FitNotes (Android only), FitNotes X (iOS and Android), and Jefit (with ads) are the three most established options that do not cap workouts. Hevy has a generous free tier as of last check, but verify the current state on the developer's page.
Do I need cloud sync?
If you only use one device, no. If you change phones, switch between iPhone and iPad, or are paranoid about losing history, yes. Cloud sync is a feature you do not value until you need it.
Should I trust a free app with my training data?
Reasonable caution. Check the app's privacy policy and whether it exports your data in a portable format (CSV or JSON). If you cannot get your data out, you do not really own it.
What about Apple Fitness or Google Fit?
They are activity trackers, not strength loggers. They count calories and steps; they will not give you weekly volume per muscle or PR detection. For lifting, use a dedicated app.
Does the app matter, or is paper just as good?

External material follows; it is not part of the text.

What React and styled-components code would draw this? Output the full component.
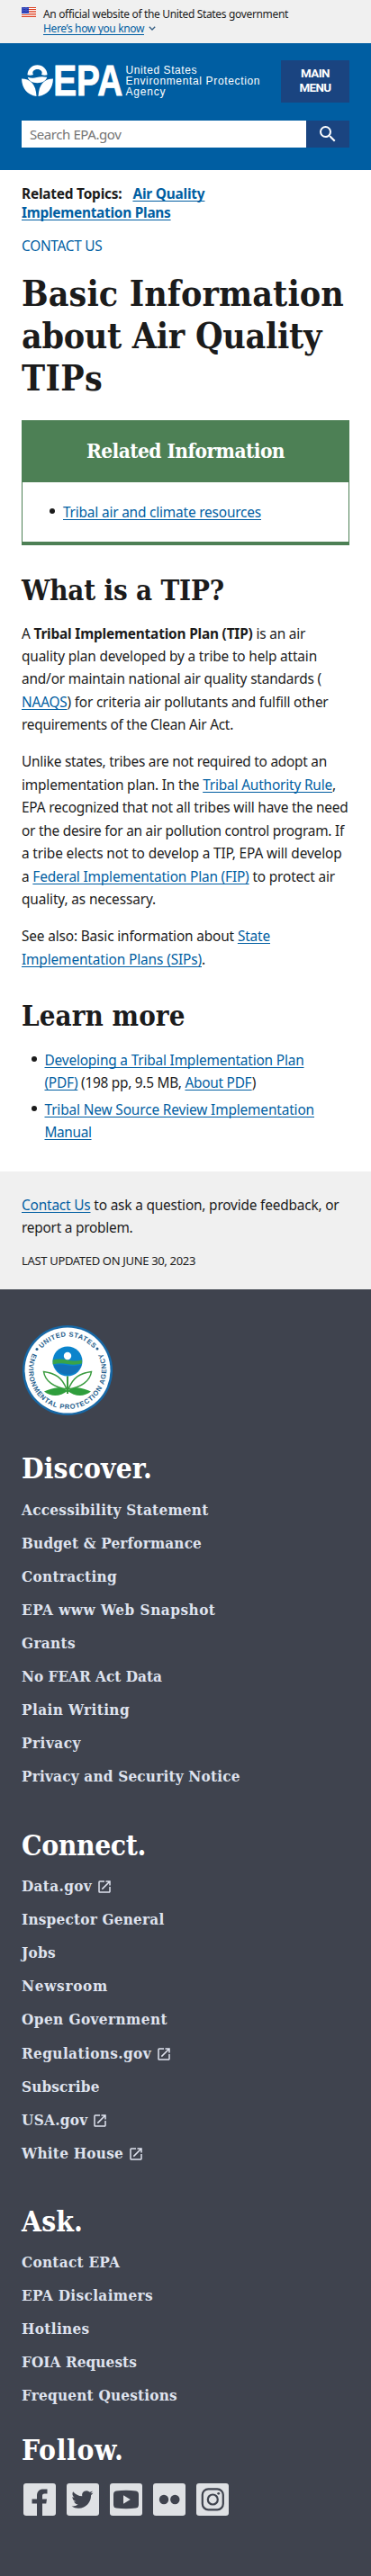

Paper works perfectly for the first 6 months. Once you have a year of history and want to ask "is my bench press 1RM going up?" without flipping through 60 pages, an app starts to pay off.
Bottom line
The "best" workout tracker is the one you will open every session for a year. Test two or three free options for two weeks each. Pick the one that lets you log a set without thinking and shows you last session's numbers without scrolling. The rest is decoration.
Methodology & disclosure
This article was written by the team behind FitNotes X. We have tried to compare honestly, but every "best of" list has perspective. Feature sets, free-tier limits, and platform availability change frequently — verify claims about competing products against their developer pages before installing. No competitor reviewed here paid for placement, and we receive no affiliate revenue from any of the apps mentioned.
Last reviewed: May 2026. Educational content — not financial or product advice. Pricing and free-tier limits checked against publicly available information at time of publication.